Each year FAO chooses a theme for World Food Day. This year it's: "Achieving Food Security In Times Of Crisis". Diouf said that at a time when the fallout from the global economic crisis still dominates the news, it is important to remind the international community that the crisis is stalking the small-scale farms and rural areas of the world, where 70 percent of the world's hungry live and work.

"For the first time in history, more than one billion people are undernourished worldwide," he said. "This is 105 million more than last year and it means that one in every six persons in the world suffers from hunger every day."

The world's most populous region, Asia and the Pacific, has the largest number of hungry people - 642 million - followed by sub-Saharan Africa with 265 million.

The FAO's director general said the recent increase in hunger is not the consequence of a poor global harvest. He said it is caused by the current world economic crisis, which has reduced incomes and employment opportunities of the poor and significantly lowered their access to food.

Diouf added that the current food crisis is historically unprecedented. It follows the global and sharp increase in staple food prices in 2007-2008. He said world leaders are starting to understand that investment in agriculture must be increased.

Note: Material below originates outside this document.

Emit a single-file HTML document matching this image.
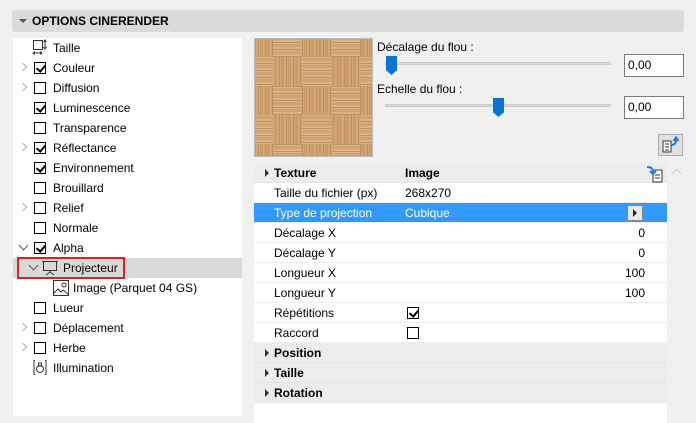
<!DOCTYPE html>
<html><head><meta charset="utf-8"><style>
*{margin:0;padding:0;box-sizing:border-box}
body{width:696px;height:416px;background:#f0f0f0;font-family:"Liberation Sans",sans-serif;font-size:12px;color:#000;position:relative;overflow:hidden}
.abs{position:absolute}
.hdr{left:12px;top:10px;width:672px;height:22px;background:#dadada;border-radius:3px;font-weight:bold;font-size:12px;line-height:22px;padding-left:20px}
.hdr:before{content:"";position:absolute;left:7px;top:9px;border:4px solid transparent;border-top:4px solid #555;border-bottom:0}
.left{left:13px;top:38px;width:229px;height:378px;background:#fff}
.row{position:absolute;left:0;width:229px;height:20px;line-height:20px}
.cb{position:absolute;left:21px;top:4px;width:12px;height:12px;border:1px solid #000;background:#fff}
.cb.c:after{content:"";position:absolute;left:3px;top:0px;width:4px;height:7px;border:solid #000;border-width:0 2px 2px 0;transform:rotate(40deg)}
.lbl{position:absolute;left:40px}
.car{position:absolute;left:7px;top:6px;width:6px;height:6px;border:solid #aaa;border-width:1.5px 1.5px 0 0;transform:rotate(45deg)}
.dn{position:absolute;left:7px;top:4px;width:7px;height:7px;border:solid #555;border-width:0 1.5px 1.5px 0;transform:rotate(45deg)}
.tb{left:254px;top:163px;width:413px}
.tr{position:relative;height:20px;line-height:20px;border-bottom:1px solid #ececec;background:#fff}
.tr.g{background:#ececec;font-weight:bold;border-bottom:1px solid #e4e4e4}
.tr.g:before{content:"";position:absolute;left:11px;top:6px;border:4px solid transparent;border-left:4px solid #333;border-right:0}
.k{position:absolute;left:20px}
.v{position:absolute;left:151px}
.n{position:absolute;right:22px}
.inp{width:60px;height:23px;border:1px solid #7a7a7a;background:#fff;line-height:21px;padding-left:3px}
.track{height:3px;background:#dcdcdc;border:1px solid #ccc}
.thumb{width:11px;height:19px;background:#0a74d6;clip-path:polygon(0 0,100% 0,100% 75%,50% 100%,0 75%)}
</style></head><body>
<div class="abs hdr">OPTIONS CINERENDER</div>
<div class="abs left">
 <div class="row" style="top:0"><svg class="abs" style="left:19px;top:1px" width="16" height="18"><rect x="1.5" y="1.5" width="9" height="9" fill="none" stroke="#333"/><path d="M13 1v9M11.5 3l1.5-2 1.5 2M11.5 8l1.5 2 1.5-2M1 14h9M3 12.5l-2 1.5 2 1.5M8 12.5l2 1.5-2 1.5" stroke="#333" fill="none"/></svg><span class="lbl">Taille</span></div>
 <div class="row" style="top:20px"><i class="car"></i><i class="cb c"></i><span class="lbl">Couleur</span></div>
 <div class="row" style="top:40px"><i class="car"></i><i class="cb"></i><span class="lbl">Diffusion</span></div>
 <div class="row" style="top:60px"><i class="cb c"></i><span class="lbl">Luminescence</span></div>
 <div class="row" style="top:80px"><i class="cb"></i><span class="lbl">Transparence</span></div>
 <div class="row" style="top:100px"><i class="car"></i><i class="cb c"></i><span class="lbl">Réflectance</span></div>
 <div class="row" style="top:120px"><i class="cb c"></i><span class="lbl">Environnement</span></div>
 <div class="row" style="top:140px"><i class="cb"></i><span class="lbl">Brouillard</span></div>
 <div class="row" style="top:160px"><i class="car"></i><i class="cb"></i><span class="lbl">Relief</span></div>
 <div class="row" style="top:180px"><i class="cb"></i><span class="lbl">Normale</span></div>
 <div class="row" style="top:200px"><i class="dn"></i><i class="cb c"></i><span class="lbl">Alpha</span></div>
 <div class="row" style="top:220px;background:#d9d9d9"><div class="abs" style="left:4px;top:-1px;width:108px;height:22px;border:2px solid #e02020"></div><i class="dn" style="left:17px"></i><svg class="abs" style="left:29px;top:2px" width="16" height="16"><rect x="1.5" y="1.5" width="13" height="9" fill="none" stroke="#333"/><path d="M0 1.5h16M8 10.5v2M4 15l4-3 4 3" stroke="#333" fill="none"/></svg><span class="lbl" style="left:50px">Projecteur</span></div>
 <div class="row" style="top:240px"><svg class="abs" style="left:40px;top:2px" width="16" height="16"><rect x="0.5" y="0.5" width="15" height="15" fill="#fff" stroke="#333"/><path d="M1 13l4-4 3 3 2-2 5 4" stroke="#333" fill="none"/><circle cx="11" cy="5" r="2" fill="none" stroke="#333"/></svg><span class="lbl" style="left:60px">Image (Parquet 04 GS)</span></div>
 <div class="row" style="top:260px"><i class="cb"></i><span class="lbl">Lueur</span></div>
 <div class="row" style="top:280px"><i class="car"></i><i class="cb"></i><span class="lbl">Déplacement</span></div>
 <div class="row" style="top:300px"><i class="car"></i><i class="cb"></i><span class="lbl">Herbe</span></div>
 <div class="row" style="top:320px"><svg class="abs" style="left:20px;top:1px" width="14" height="17"><path d="M2 1.5H1v14h1M12 1.5h1v14h-1" stroke="#333" fill="none"/><circle cx="7" cy="10" r="3.5" fill="none" stroke="#333"/><path d="M5.5 4h3v3h-3z" fill="none" stroke="#333"/></svg><span class="lbl">Illumination</span></div>
</div>
<svg class="abs" style="left:254px;top:38px" width="119" height="119">
<defs>
<pattern id="v" width="7" height="29" patternUnits="userSpaceOnUse"><rect width="7" height="29" fill="#d4a874"/><rect x="2" width="3" height="29" fill="#c99c69"/><rect width="1" height="29" fill="#b98e60"/></pattern>
<pattern id="h" width="29" height="7" patternUnits="userSpaceOnUse"><rect width="29" height="7" fill="#dab283"/><rect y="2" width="29" height="3" fill="#cfa473"/><rect height="1" width="29" fill="#bd9264"/></pattern>
<pattern id="bw" width="58" height="58" patternUnits="userSpaceOnUse" x="-10" y="-10"><rect width="29" height="29" fill="url(#v)"/><rect x="29" width="29" height="29" fill="url(#h)"/><rect y="29" width="29" height="29" fill="url(#h)"/><rect x="29" y="29" width="29" height="29" fill="url(#v)"/></pattern>
</defs>
<rect x="0.5" y="0.5" width="118" height="118" fill="url(#bw)" stroke="#bbb"/>
</svg>
<div class="abs" style="left:377px;top:40px">Décalage du flou :</div>
<div class="abs track" style="left:385px;top:62px;width:226px"></div>
<div class="abs thumb" style="left:386px;top:56px"></div>
<div class="abs inp" style="left:624px;top:54px">0,00</div>
<div class="abs" style="left:377px;top:82px">Echelle du flou :</div>
<div class="abs track" style="left:385px;top:104px;width:226px"></div>
<div class="abs thumb" style="left:493px;top:98px"></div>
<div class="abs inp" style="left:624px;top:96px">0,00</div>
<div class="abs" style="left:658px;top:134px;width:25px;height:22px;background:#e0e0e0;border:1px solid #aaa"><svg width="23" height="20"><path d="M4 6h8v11H4z" fill="#fff" stroke="#333"/><path d="M6 9h4M6 12h4M6 15h4" stroke="#333"/><path d="M12 10c4 0 5-2 5-6M14.5 6l2.5-3.5 2.5 3.5" stroke="#1a7be0" stroke-width="2" fill="none"/></svg></div>
<div class="abs tb">
 <div class="tr g"><span class="k">Texture</span><span class="v">Image</span><svg class="abs" style="left:392px;top:2px" width="18" height="18"><path d="M7 5h9v12H7z" fill="#fff" stroke="#333"/><path d="M9 10h5M9 13h5" stroke="#333"/><path d="M1 2c4 0 6 1 6 6M4 6l3 3 3-3" stroke="#1a7be0" stroke-width="2" fill="none"/></svg></div>
 <div class="tr"><span class="k">Taille du fichier (px)</span><span class="v">268x270</span></div>
 <div class="tr" style="background:#3399ff;color:#fff"><span class="k">Type de projection</span><span class="v">Cubique</span><div class="abs" style="left:373px;top:2px;width:16px;height:16px;background:#e8e8e8;border:1px solid #888"><i class="abs" style="left:5px;top:3px;border:4px solid transparent;border-left:4px solid #222;border-right:0"></i></div></div>
 <div class="tr"><span class="k">Décalage X</span><span class="n">0</span></div>
 <div class="tr"><span class="k">Décalage Y</span><span class="n">0</span></div>
 <div class="tr"><span class="k">Longueur X</span><span class="n">100</span></div>
 <div class="tr"><span class="k">Longueur Y</span><span class="n">100</span></div>
 <div class="tr"><span class="k">Répétitions</span><i class="cb c" style="left:153px"></i></div>
 <div class="tr"><span class="k">Raccord</span><i class="cb" style="left:153px"></i></div>
 <div class="tr g"><span class="k">Position</span></div>
 <div class="tr g"><span class="k">Taille</span></div>
 <div class="tr g"><span class="k">Rotation</span></div>
 <div style="height:20px;background:#fff"></div>
</div>
<div class="abs" style="left:673px;top:170px;width:7px;height:7px;border:solid #ccc;border-width:1.5px 0 0 1.5px;transform:rotate(45deg)"></div>
</body></html>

The director general also said that it is of utmost importance to resolve how aid is channeled and how it is made to reach small farmers effectively. The FAO has said that global food output will have to increase by 70 percent to feed a projected population of 9.1 billion in 2050. The report calls for greater investment in agriculture to tackle long and short-term hunger by making farmers productive and more resilient to crises.

The report calls for greater investment in agriculture to tackle long and short-term hunger by making farmers productive and more resilient to crises.